The Essence of Equality at the Moors.
Although Heathcliff and Catherine's endless yearning for each other reached further than the dark and gloomy pits of death itself, the fulfillment of love and happiness was only reached within the few moments of reality spent at their rocky castle in the moors.
Wuthering Heights was the estate that belonged to Mr. and Mrs. Earnshaw along with their two children Hindley and Catherine, and the dappled and sullen waif given the name Heathcliff. From the beginning of the novel the house alone gives off clues of evil being present, not that the house was haunted by demons and spirits, just the sense of revenge, cruelty, and hatred among its inhabitants. The weather was always extremely harsh consisting of bone-chilling snowstorms and pungent downpours. Over Wuthering Heights hovers "a horror of great darkness;" where during these outraged storms the air seemed to at times breathe lightening (Chelsea 4184). "Wuthering" helped depict the brutality of the climate in Yorkshire, England, with its atmospheric tumult. Wuthering Heights was a hell to all who resided there, especially to Heathcliff during his time there because it seemed as though he could never escape the deep sorrows and revengeful spirit that this new life brought upon him. It was always clear that for him Wuthering Heights would never become a comforting haven as he dreamed it would (Maskill 1665-66).

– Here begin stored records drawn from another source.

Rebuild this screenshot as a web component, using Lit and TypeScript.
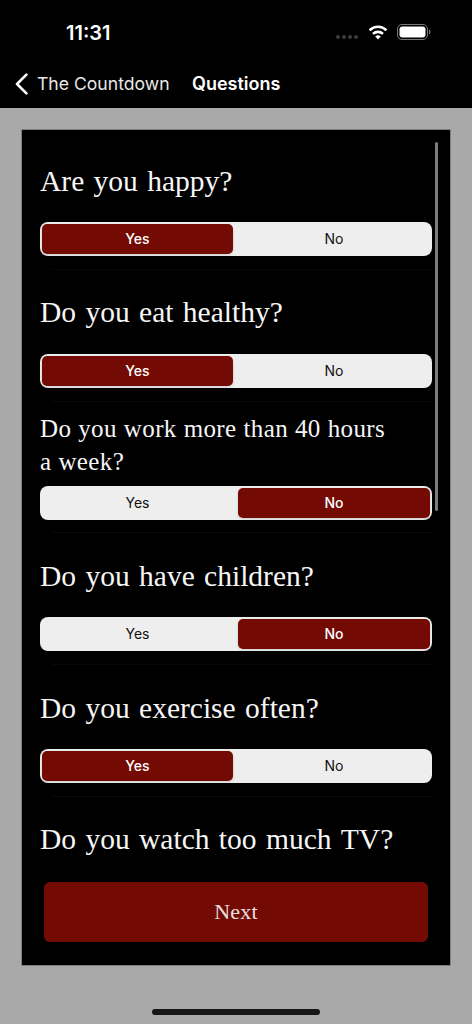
import { LitElement, html, css, svg } from "lit";
import { customElement } from "lit/decorators.js";

const QUESTIONS: { q: string; a?: "yes" | "no"; two?: boolean }[] = [
  { q: "Are you happy?", a: "yes" },
  { q: "Do you eat healthy?", a: "yes" },
  { q: "Do you work more than 40 hours a week?", a: "no", two: true },
  { q: "Do you have children?", a: "no" },
  { q: "Do you exercise often?", a: "yes" },
  { q: "Do you watch too much TV?" },
];

@customElement("app-root")
export class AppRoot extends LitElement {
  static styles = css`
    :host {
      display: flex;
      flex-direction: column;
      width: 472px;
      height: 1024px;
      background: #a9a9a9;
      position: relative;
      overflow: hidden;
      font-family: "Inter", "Liberation Sans", sans-serif;
    }
    .top {
      background: #000;
      height: 108px;
      color: #fff;
      display: flex;
      flex-direction: column;
      flex: none;
    }
    .status {
      height: 64px;
      display: flex;
      align-items: center;
      justify-content: space-between;
      padding: 0 0 0 66px;
    }
    .time {
      font-size: 20px;
      font-weight: 600;
      line-height: 22px;
      margin-top: 1px;
    }
    .status-icons {
      display: flex;
      align-items: center;
      margin-right: 41px;
    }
    .dots {
      margin-top: 10px;
    }
    .wifi {
      margin: 0 9px;
    }
    .nav {
      display: flex;
      align-items: center;
      height: 40px;
      padding-left: 15px;
      line-height: 22px;
    }
    .chev {
      display: block;
      margin-right: 9px;
    }
    .back {
      color: #e8e8e8;
      width: 155px;
      font-size: 17.6px;
    }
    .title {
      font-weight: 600;
      font-size: 18px;
    }
    .content {
      flex: 1;
      padding: 22px 22px 59px;
      display: flex;
    }
    .card {
      flex: 1;
      background: #000;
      box-shadow: 0 0 0 0.5px #555;
      position: relative;
      display: flex;
      flex-direction: column;
      overflow: hidden;
    }
    .list {
      height: 732px;
      overflow: hidden;
      padding-top: 8px;
      flex: none;
    }
    .row {
      height: 131.75px;
      box-sizing: border-box;
      padding: 0 18px;
      display: flex;
      flex-direction: column;
    }
    .q {
      font-family: "Liberation Serif", serif;
      font-size: 29.5px;
      word-spacing: 2px;
      font-kerning: none;
      color: #f6f6f6;
      height: 84px;
      flex: none;
      display: flex;
      align-items: center;
      font-weight: 400;
      margin: 0;
      padding-top: 2px;
      box-sizing: border-box;
    }
    .q.two {
      font-size: 25px;
      line-height: 32.5px;
      letter-spacing: 0.38px;
      word-spacing: 0.3px;
      padding: 4px 40px 0 0;
    }
    .seg {
      height: 34px;
      border-radius: 8px;
      background: #eeeeee;
      display: grid;
      grid-template-columns: 191px 1fr;
      box-sizing: border-box;
      padding: 2px;
      gap: 5px;
      flex: none;
    }
    .opt {
      display: flex;
      align-items: center;
      justify-content: center;
      font-size: 14px;
      font-weight: 400;
      color: #111;
      border-radius: 5px;
      padding-bottom: 1px;
    }
    .opt.on {
      background: #730a04;
      color: #fff;
      font-weight: 500;
      box-shadow: 0 1px 3px rgba(0, 0, 0, 0.15);
    }
    .sep {
      margin: auto 0 0 12px;
      height: 1px;
      background: #090909;
      flex: none;
    }
    .next {
      margin: 12px 22px 0;
      height: 60px;
      background: #730a04;
      border-radius: 6px;
      border: 0;
      color: #e6e0e0;
      font-family: "Liberation Serif", serif;
      font-size: 22px;
      letter-spacing: 0.2px;
      flex: none;
      padding: 0 0 1px;
    }
    .scrollbar {
      position: absolute;
      right: 12px;
      top: 12px;
      width: 3px;
      height: 369px;
      border-radius: 2px;
      background: #7c7c7c;
    }
    .home {
      position: absolute;
      left: 152px;
      top: 1009px;
      width: 168px;
      height: 6px;
      border-radius: 3px;
      background: #161616;
    }
  `;

  render() {
    return html`
      <div class="top">
        <div class="status">
          <span class="time">11:31</span>
          <div class="status-icons">
            <svg class="dots" width="24" height="6" viewBox="0 0 24 6">
              ${[3, 9, 15, 21].map((x) => svg`<circle cx=${x} cy="3" r="2" fill="#3c3c3c"/>`)}
            </svg>
            <svg class="wifi" width="20" height="15" viewBox="0 0 20 15">
              <path d="M10 14.6 7.2 11.6a4 4 0 0 1 5.6 0Z" fill="#fff"/>
              <path d="M5 8.9a7.2 7.2 0 0 1 10 0M1.6 5.2a12 12 0 0 1 16.8 0" fill="none" stroke="#fff" stroke-width="2.6"/>
            </svg>
            <svg width="34" height="16" viewBox="0 0 34 16">
              <rect x="0.5" y="0.5" width="30" height="15" rx="4.5" fill="none" stroke="#777"/>
              <rect x="2.5" y="2.5" width="26" height="11" rx="3" fill="#fff"/>
              <path d="M32 5.6c1 .3 1.4 1.3 1.4 2.4s-.4 2.1-1.4 2.4Z" fill="#777"/>
            </svg>
          </div>
        </div>
        <div class="nav">
          <svg class="chev" width="13" height="22" viewBox="0 0 13 22">
            <path d="M11.4 1.6 2 11l9.4 9.4" fill="none" stroke="#fff" stroke-width="2.6" stroke-linecap="round" stroke-linejoin="round"/>
          </svg>
          <span class="back">The Countdown</span>
          <span class="title">Questions</span>
        </div>
      </div>
      <div class="content">
        <div class="card">
          <div class="list">
            ${QUESTIONS.map(
              (r) => html`
                <div class="row">
                  <h2 class="q ${r.two ? "two" : ""}">${r.q}</h2>
                  ${r.a
                    ? html`<div class="seg">
                          <div class="opt ${r.a === "yes" ? "on" : ""}">Yes</div>
                          <div class="opt ${r.a === "no" ? "on" : ""}">No</div>
                        </div>
                        <div class="sep"></div>`
                    : ""}
                </div>
              `
            )}
          </div>
          <button class="next">Next</button>
          <div class="scrollbar"></div>
        </div>
      </div>
      <div class="home"></div>
    `;
  }
}
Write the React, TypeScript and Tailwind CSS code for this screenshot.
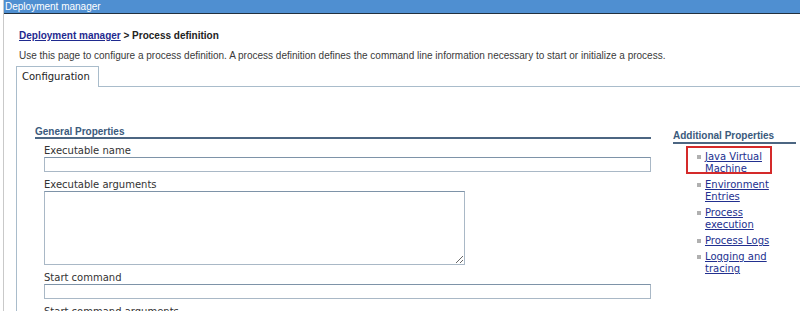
const links = [
  { label: "Java Virtual Machine", boxed: true },
  { label: "Environment Entries" },
  { label: "Process execution" },
  { label: "Process Logs" },
  { label: "Logging and tracing" },
];

const Field = ({ label, area }: { label: string; area?: boolean }) => (
  <div className="flex flex-col">
    <label className="h-[12px] text-[10px] leading-[12px] text-[#333]">{label}</label>
    {area ? (
      <textarea
        className="w-[421px] h-[74px] border border-[#a9b8c6] border-t-[#7e93a8] bg-white outline-none"
        defaultValue=""
      />
    ) : (
      <input
        className="w-[607px] h-[15px] border border-[#a9b8c6] border-t-[#7e93a8] bg-white outline-none"
        defaultValue=""
      />
    )}
  </div>
);

const App = () => {
  return (
    <div className="w-[800px] h-[311px] overflow-hidden bg-white pl-[3px] font-['Liberation_Sans',Arial,sans-serif]">
      <div className="h-full border-l border-[#c9c9c9]">
        <div className="h-[14px] bg-[#4f8fd1] border-b border-[#22303e] text-white text-[10px] leading-[13px] pl-[1px]">
          Deployment manager
        </div>

        <div className="pl-[12px]">
          <div className="mt-[16px] pl-[3px] text-[10px] leading-[12px] font-bold text-[#222]">
            <a href="#" className="text-[#1f2a8f] underline">Deployment manager</a>
            {" > Process definition"}
          </div>
          <p className="mt-[8px] pl-[3px] text-[10px] leading-[12px] text-[#3a3a3a]">
            Use this page to configure a process definition. A process definition defines the command line information necessary to start or initialize a process.
          </p>

          <div className="mt-[4px] flex font-['DejaVu_Sans',sans-serif]">
            <div className="w-[83px] h-[21px] border border-b-0 border-[#a9bccb] pl-[5px] text-[10px] leading-[20px] text-[#222]">
              Configuration
            </div>
            <div className="flex-1 border-b border-[#a9bccb]" />
          </div>

          <div className="h-[300px] border-l border-[#a9bccb] pl-[18px] pt-[39px] flex gap-[22px]">
            <div className="w-[616px]">
              <div className="h-[13px] border-b-2 border-[#4c6682] text-[10px] leading-[11px] font-bold text-[#3a5a7c]">
                General Properties
              </div>
              <div className="pl-[9px] pt-[6px] flex flex-col gap-[7px] font-['DejaVu_Sans',sans-serif]">
                <Field label="Executable name" />
                <Field label="Executable arguments" area />
                <Field label="Start command" />
                <Field label="Start command arguments" />
              </div>
            </div>

            <div className="w-[123px] pt-[4px]">
              <div className="h-[14px] border-b-2 border-[#4c6682] text-[10px] leading-[11px] font-bold text-[#3a5a7c]">
                Additional Properties
              </div>
              <ul className="mt-[7px] flex flex-col gap-[4px] font-['DejaVu_Sans',sans-serif]">
                {links.map((l) => (
                  <li key={l.label} className="relative flex pl-[24px]">
                    {l.boxed && (
                      <span className="absolute left-[13px] top-[-5px] w-[86px] h-[28px] border-2 border-[#d42a2a]" />
                    )}
                    <span className="mt-[4px] w-[4px] h-[4px] bg-[#b0b0b0] shrink-0" />
                    <a href="#" className="ml-[4px] w-[72px] text-[10px] leading-[12px] text-[#22308f] underline">
                      {l.label}
                    </a>
                  </li>
                ))}
              </ul>
            </div>
          </div>
        </div>
      </div>
    </div>
  );
};

export default App;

Through Catherine Earnshaw's eyes ,as a child, Wuthering Heights was simply her home where she was once so wonderfully fresh and so fearfully natural (Chelsea 4179). Her and Hindley faught and played together like normal brother and sister until Heathcliff was brought home by their father one afternoon. As she grew older and her love for Heathcliff matured, Wuthering Heights became more of a burden and a place to escape than a place of refuge. .
The neighboring estate known as Thrushcross Grange is the ostentatious home of the Lintons and impresses Catherine and encourages her transformation her into a "lady".